I find that it was not.
(2)
Did the Officer make veiled credibility findings?
[15]
The Applicant submits that the Officer made unwarranted negative credibility findings on crucial questions relating to his fear of prospective risk of return to Mexico. Specifically, the Officer did not believe that the Applicant had been targeted for death by Mexican cartels. Making credibility findings on the core element of an applicant’s claim without an oral hearing contravenes section 167of the IRPR and constitutes a denial of procedural fairness.
[16]
In this case, the Applicant’s PRRA application included his detailed sworn statement, which recounted why he believed the cartels were pursuing him, and details regarding a series of encounters with members of the cartels, as well as how he managed to escape each time. Several elements of this statement raised concerns for the Officer. A brief summary of the core elements of the Applicant’s history will help to put this into context.
[17]
The Applicant states that while he was living without status in the United States, he was arrested because the vehicle he was driving was found to contain drugs, guns and a large amount of money. He pled guilty to these charges. He was then arrested by U.S. immigration officials, and while in detention he was interviewed by an agent of the DEA. During this interview, which was videotaped by the agent, the Applicant states that he provided information about his employer in the U.S., and his suspicions regarding connections to organized criminals in Mexico. The Applicant was deported to Mexico in August 2015.
[18]
Approximately six months later, a series of encounters with the Mexican cartels began. The Applicant received a telephone call from his partner (who is also the mother of his daughter) indicating that she was being held hostage by cartel members. He recorded this and other telephone calls, and transferred the recordings to the hard drive of his computer. He was also pursued by men outside of his residence, but he managed to evade them. He later returned to uninstall the hard drive, which he gave to his grandmother for safekeeping. On a subsequent occasion, the Applicant retrieved the hard drives.
[19]
Over the following period, from January 2016 until October 2017, the Applicant moved to several different cities and lived with friends, and then with his father, and later with a friend of his father’s. In each place he says he was watched by men, whom he believed to be members of the cartels. He tape recorded other threatening conversations. On one occasion, when he feared that members of the cartels were about to seize him, the Applicant called the police. Although this will be described in more detail below, it is sufficient to note here that the police did come, and again the Applicant managed to evade the cartel.
[20]
It is also important to note that the Applicant said he was being sought by the cartels because information he had provided to the DEA had been leaked, and that a friend who worked for the police warned him not to trust police in relation to cartel matters because of the extent of police corruption.
[21]
Following a physical attack by two men which left him cut and injured, the Applicant went into hiding and then fled to Canada in October 2017.
[22]
With this background, I now turn to the analysis of the question of whether the Officer made a veiled credibility finding.
[23]
Section 167 of the IRPR requires an oral hearing to be held if all three criteria are met. If no issue of credibility arises in an officer’s decision, then no oral hearing is required. The failure to hold an oral hearing can amount to a denial of procedural fairness in a situation where the decision rests on a credibility finding which an applicant has never had an opportunity to answer (Tekie v Canada (Citizenship and Immigration), 2005 FC 27).
[24]
If there is no explicit finding as to the credibility of an applicant, the Court must look beyond the words of the decision to determine whether the issue was central to the decision, either expressly or implicitly: see, for example, Majali v Canada (Citizenship and Immigration), 2017 FC 275 [Majali]. If the decision rests on an implicit, or “veiled,”
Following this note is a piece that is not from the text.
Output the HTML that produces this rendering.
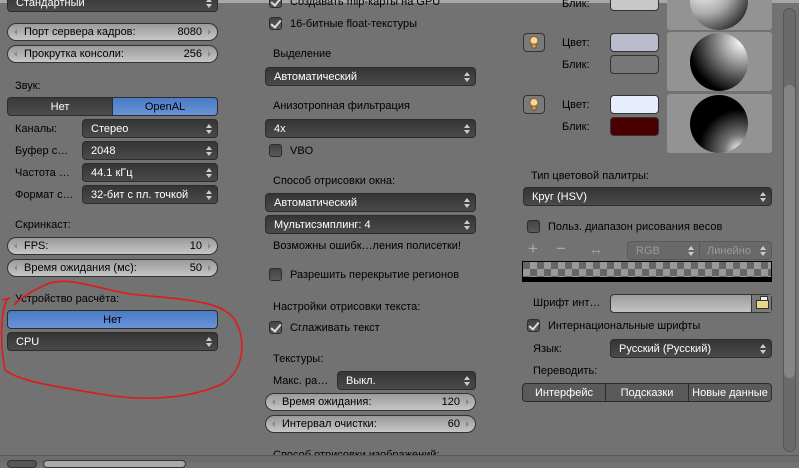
<!DOCTYPE html>
<html><head><meta charset="utf-8"><style>
*{margin:0;padding:0;box-sizing:border-box}
body{width:799px;height:463px;overflow:hidden;background:#727272;font-family:"Liberation Sans","DejaVu Sans",sans-serif;font-size:11px;color:#000;position:relative}
.a{position:absolute;white-space:nowrap}
.lbl{position:absolute;white-space:nowrap;line-height:13px}
.dd{position:absolute;height:19px;border:1px solid #2c2c2c;border-radius:4px;background:linear-gradient(#353535,#4a4a4a);color:#fff;line-height:18px;padding-left:8px;white-space:nowrap}
.dd:after{content:"";position:absolute;right:5px;top:4px;width:0;height:0;border-left:3px solid transparent;border-right:3px solid transparent;border-bottom:4px solid #ccc}
.dd:before{content:"";position:absolute;right:5px;top:10px;width:0;height:0;border-left:3px solid transparent;border-right:3px solid transparent;border-top:4px solid #ccc}
.num{position:absolute;height:18px;border:1px solid #333;border-radius:9px;background:linear-gradient(#9a9a9a,#c6c6c6);line-height:17px;padding:0 16px 0 16px;white-space:nowrap}
.num .v{position:absolute;right:15px;top:0}
.num:before{content:"";position:absolute;left:6px;top:5px;border-top:3px solid transparent;border-bottom:3px solid transparent;border-right:3px solid #888}
.num:after{content:"";position:absolute;right:6px;top:5px;border-top:3px solid transparent;border-bottom:3px solid transparent;border-left:3px solid #888}
.cb{position:absolute;width:13px;height:13px;border:1px solid #2c2c2c;border-radius:3px;background:linear-gradient(#444,#5a5a5a)}
.cb.on:after{content:"";position:absolute;left:3px;top:0px;width:4px;height:8px;border-right:2px solid #ddd;border-bottom:2px solid #ddd;transform:rotate(40deg)}
.sw{position:absolute;width:49px;height:19px;border:1px solid #333;border-radius:4px}
.sph{position:absolute;left:667px;width:105px;height:59px;background:#939393;border-radius:3px}
.ball{position:absolute;left:23px;top:1px;width:58px;height:58px;border-radius:50%}
.bulb{position:absolute;left:523px;width:22px;height:19px;border:1px solid #333;border-radius:4px;background:#7a7a7a}
.tg{position:absolute;height:19px;border:1px solid #2c2c2c;line-height:18px;text-align:center;white-space:nowrap}
</style></head><body>
<div class="a" style="left:0;top:0;width:799px;height:3px;background:#a8a8a8"></div>

<!-- LEFT -->
<div class="dd" style="left:7px;top:-7px;width:211px">Стандартный</div>
<div class="num" style="left:7px;top:23px;width:211px">Порт сервера кадров:<span class="v">8080</span></div>
<div class="num" style="left:7px;top:45px;width:211px">Прокрутка консоли:<span class="v">256</span></div>
<div class="lbl" style="left:15px;top:80px">Звук:</div>
<div class="tg" style="left:7px;top:97px;width:106px;background:linear-gradient(#3a3a3a,#4c4c4c);color:#fff;border-radius:4px 0 0 4px">Нет</div>
<div class="tg" style="left:112px;top:97px;width:106px;background:linear-gradient(#4a7bc4,#6893d8);border-radius:0 4px 4px 0">OpenAL</div>
<div class="lbl" style="left:15px;top:123px">Каналы:</div>
<div class="dd" style="left:82px;top:119px;width:136px">Стерео</div>
<div class="lbl" style="left:15px;top:145px">Буфер с…</div>
<div class="dd" style="left:82px;top:141px;width:136px">2048</div>
<div class="lbl" style="left:15px;top:167px">Частота …</div>
<div class="dd" style="left:82px;top:163px;width:136px">44.1 кГц</div>
<div class="lbl" style="left:15px;top:189px">Формат с…</div>
<div class="dd" style="left:82px;top:185px;width:136px">32-бит с пл. точкой</div>
<div class="lbl" style="left:15px;top:219px">Скринкаст:</div>
<div class="num" style="left:7px;top:237px;width:211px">FPS:<span class="v">10</span></div>
<div class="num" style="left:7px;top:259px;width:211px">Время ожидания (мс):<span class="v">50</span></div>
<div class="lbl" style="left:15px;top:293px">Устройство расчёта:</div>
<div class="tg" style="left:7px;top:310px;width:211px;background:linear-gradient(#4a7bc4,#6893d8);border-radius:4px">Нет</div>
<div class="dd" style="left:7px;top:332px;width:211px">CPU</div>
<svg class="a" style="left:0;top:270px" width="260" height="140" viewBox="0 270 260 140"><path d="M8 298 C0 310 0 345 5 370 C20 382 60 387 100 394 C140 401 185 400 220 385 C245 372 246 340 236 322 C225 300 185 300 130 294 C95 288 65 275 45 285 C30 292 20 298 14 305 M10 298 L2 300" fill="none" stroke="#e01a1a" stroke-width="1.6"/></svg>

<!-- MIDDLE -->
<div class="cb on" style="left:269px;top:-5px"></div>
<div class="lbl" style="left:290px;top:-4px">Создавать mip-карты на GPU</div>
<div class="cb on" style="left:269px;top:17px"></div>
<div class="lbl" style="left:290px;top:18px">16-битные float-текстуры</div>
<div class="lbl" style="left:273px;top:48px">Выделение</div>
<div class="dd" style="left:265px;top:67px;width:211px">Автоматический</div>
<div class="lbl" style="left:273px;top:100px">Анизотропная фильтрация</div>
<div class="dd" style="left:265px;top:119px;width:211px">4x</div>
<div class="cb" style="left:269px;top:144px"></div>
<div class="lbl" style="left:290px;top:145px">VBO</div>
<div class="lbl" style="left:273px;top:175px">Способ отрисовки окна:</div>
<div class="dd" style="left:265px;top:193px;width:211px">Автоматический</div>
<div class="dd" style="left:265px;top:215px;width:211px">Мультисэмплинг: 4</div>
<div class="lbl" style="left:273px;top:240px">Возможны ошибк…ления полисетки!</div>
<div class="cb" style="left:269px;top:268px"></div>
<div class="lbl" style="left:290px;top:269px">Разрешить перекрытие регионов</div>
<div class="lbl" style="left:273px;top:301px">Настройки отрисовки текста:</div>
<div class="cb on" style="left:269px;top:321px"></div>
<div class="lbl" style="left:290px;top:322px">Сглаживать текст</div>
<div class="lbl" style="left:273px;top:353px">Текстуры:</div>
<div class="lbl" style="left:273px;top:375px">Макс. ра…</div>
<div class="dd" style="left:337px;top:371px;width:139px">Выкл.</div>
<div class="num" style="left:265px;top:393px;width:211px">Время ожидания:<span class="v">120</span></div>
<div class="num" style="left:265px;top:415px;width:211px">Интервал очистки:<span class="v">60</span></div>
<div class="lbl" style="left:273px;top:449px">Способ отрисовки изображений:</div>

<!-- RIGHT -->
<div class="lbl" style="left:562px;top:-2px">Блик:</div>
<div class="sw" style="left:610px;top:-8px;background:#c8c8c8"></div>
<div class="sph" style="top:-29px"><div class="ball" style="background:radial-gradient(circle at 25% 25%,#fff,#aaa 45%,#111 90%)"></div></div>

<div class="bulb" style="top:33px"><svg width="20" height="17" viewBox="0 0 20 17"><circle cx="10" cy="6.5" r="4" fill="#f3d9a0" stroke="#a0581a" stroke-width="1"/><rect x="8" y="10" width="4" height="4" fill="#c8a060" stroke="#6a4010" stroke-width=".7"/></svg></div>
<div class="lbl" style="left:562px;top:37px">Цвет:</div>
<div class="sw" style="left:610px;top:33px;background:#b9bccc"></div>
<div class="lbl" style="left:562px;top:59px">Блик:</div>
<div class="sw" style="left:610px;top:55px;background:#777"></div>
<div class="sph" style="top:32px"><div class="ball" style="background:radial-gradient(circle at 90% 15%,#fff,#888 35%,#000 75%)"></div></div>

<div class="bulb" style="top:95px"><svg width="20" height="17" viewBox="0 0 20 17"><circle cx="10" cy="6.5" r="4" fill="#f3d9a0" stroke="#a0581a" stroke-width="1"/><rect x="8" y="10" width="4" height="4" fill="#c8a060" stroke="#6a4010" stroke-width=".7"/></svg></div>
<div class="lbl" style="left:562px;top:99px">Цвет:</div>
<div class="sw" style="left:610px;top:95px;background:#e8ecff"></div>
<div class="lbl" style="left:562px;top:121px">Блик:</div>
<div class="sw" style="left:610px;top:117px;background:#4a0000"></div>
<div class="sph" style="top:94px"><div class="ball" style="background:radial-gradient(circle at 85% 95%,#fff,#777 20%,#000 55%)"></div></div>

<div class="lbl" style="left:531px;top:170px">Тип цветовой палитры:</div>
<div class="dd" style="left:523px;top:187px;width:249px">Круг (HSV)</div>
<div class="cb" style="left:527px;top:220px"></div>
<div class="lbl" style="left:548px;top:221px">Польз. диапазон рисования весов</div>
<div class="a" style="left:528px;top:239px;color:#aaa;font-size:17px">+</div>
<div class="a" style="left:556px;top:239px;color:#aaa;font-size:17px">−</div>
<div class="a" style="left:589px;top:241px;color:#aaa;font-size:14px">↔</div>
<div class="dd" style="left:627px;top:241px;width:73px;background:#696969;color:#9a9a9a;border-color:#5a5a5a;border-radius:4px 0 0 4px">RGB</div>
<div class="dd" style="left:699px;top:241px;width:73px;background:#696969;color:#9a9a9a;border-color:#5a5a5a;border-radius:0 4px 4px 0;padding-left:7px">Линейно</div>
<div class="a" style="left:522px;top:261px;width:250px;height:21px;border:1px solid #000;background-color:#666;background-image:linear-gradient(45deg,#999 25%,transparent 25%,transparent 75%,#999 75%),linear-gradient(45deg,#999 25%,transparent 25%,transparent 75%,#999 75%);background-size:14px 14px;background-position:0 0,7px 7px"><div class="a" style="left:0;bottom:0;width:100%;height:4px;background:#000"></div></div>
<div class="lbl" style="left:533px;top:297px">Шрифт инт…</div>
<div class="a" style="left:610px;top:294px;width:162px;height:19px;border:1px solid #333;border-radius:4px;background:linear-gradient(#9c9c9c,#c4c4c4)"><div class="a" style="right:0;top:0;width:20px;height:17px;border-left:1px solid #333;background:#7a7a7a"><div class="a" style="left:4px;top:5px;width:13px;height:9px;background:#e8d88c;border:1px solid #333"></div><div class="a" style="left:8px;top:1px;width:8px;height:5px;background:#eee;border:1px solid #333"></div></div></div>
<div class="cb on" style="left:527px;top:319px"></div>
<div class="lbl" style="left:548px;top:320px">Интернациональные шрифты</div>
<div class="lbl" style="left:533px;top:343px">Язык:</div>
<div class="dd" style="left:610px;top:339px;width:162px">Русский (Русский)</div>
<div class="lbl" style="left:533px;top:365px">Переводить:</div>
<div class="tg" style="left:522px;top:383px;width:84px;background:#5a5a5a;color:#fff;border-radius:4px 0 0 4px">Интерфейс</div>
<div class="tg" style="left:605px;top:383px;width:84px;background:#5a5a5a;color:#fff">Подсказки</div>
<div class="tg" style="left:688px;top:383px;width:84px;background:#5a5a5a;color:#fff;border-radius:0 4px 4px 0">Новые данные</div>

<!-- scrollbar -->
<div class="a" style="left:783px;top:8px;width:13px;height:444px;border:1px solid #555;border-radius:7px;background:#6a6a6a"></div>
<div class="a" style="left:784px;top:85px;width:11px;height:293px;border-radius:6px;background:#858585"></div>

<!-- bottom bar -->
<div class="a" style="left:0;top:455px;width:799px;height:8px;background:#6c6c6c;border-top:1px solid #5a5a5a"></div>
<div class="a" style="left:7px;top:460px;width:30px;height:8px;border:1px solid #333;border-radius:4px;background:#555"></div>
<div class="a" style="left:43px;top:460px;width:143px;height:8px;border:1px solid #333;border-radius:4px;background:#aaa"></div>
</body></html>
credibility finding that meets the test of section 167 of the IRPR, the failure to hold an oral hearing is a basis to overturn the decision.
[25]
On the other hand, if an officer did not make a veiled credibility finding, but rather simply decided that an applicant had not met his or her burden of persuasion because there was insufficient evidence to support the claim, the failure to hold an oral hearing does not contravene section 167 of the IRPR and therefore does not amount to a breach of procedural fairness (Nhengu v Canada (Citizenship and Immigration), 2018 FC 913 [Nhengu]).
[26]
It can be difficult to distinguish between a finding of insufficiency of evidence and a veiled credibility finding: Gao v Canada (Citizenship and Immigration), 2014 FC 59, cited in Majali at para 32. This requires a careful consideration of the decision of an officer, in light of the record.
[27]
In undertaking this analysis, it is helpful to recall the useful guidance provided by Justice Russel Zinn in Ferguson v Canada (Citizenship and Immigration), 2008 FC 1067 [Ferguson]. In that case Justice Zinn found that the applicant bears the burden of proof in a PRRA, and that an officer could either assess the credibility of the evidence submitted and then determine the weight to be attributed to it, or simply move to examine the probative value or weight of the evidence, without making a determination as to credibility. Where the evidence tendered by the applicant is to be given little or no weight, it may not be necessary to assess its credibility.
[28]
In Ferguson, the key question related to whether the applicant had met her burden of proof of establishing her sexual orientation, since this was the basis of her claim. The only evidence of this was contained in a statement of her former counsel. The officer found that she had not met her burden, and so did not accept the PRRA. Justice Zinn refused to overturn the decision, finding “[t]he officer neither believes nor disbelieves that the Applicant is lesbian – he is unconvinced. He states that there is insufficient objective evidence to establish that she is lesbian”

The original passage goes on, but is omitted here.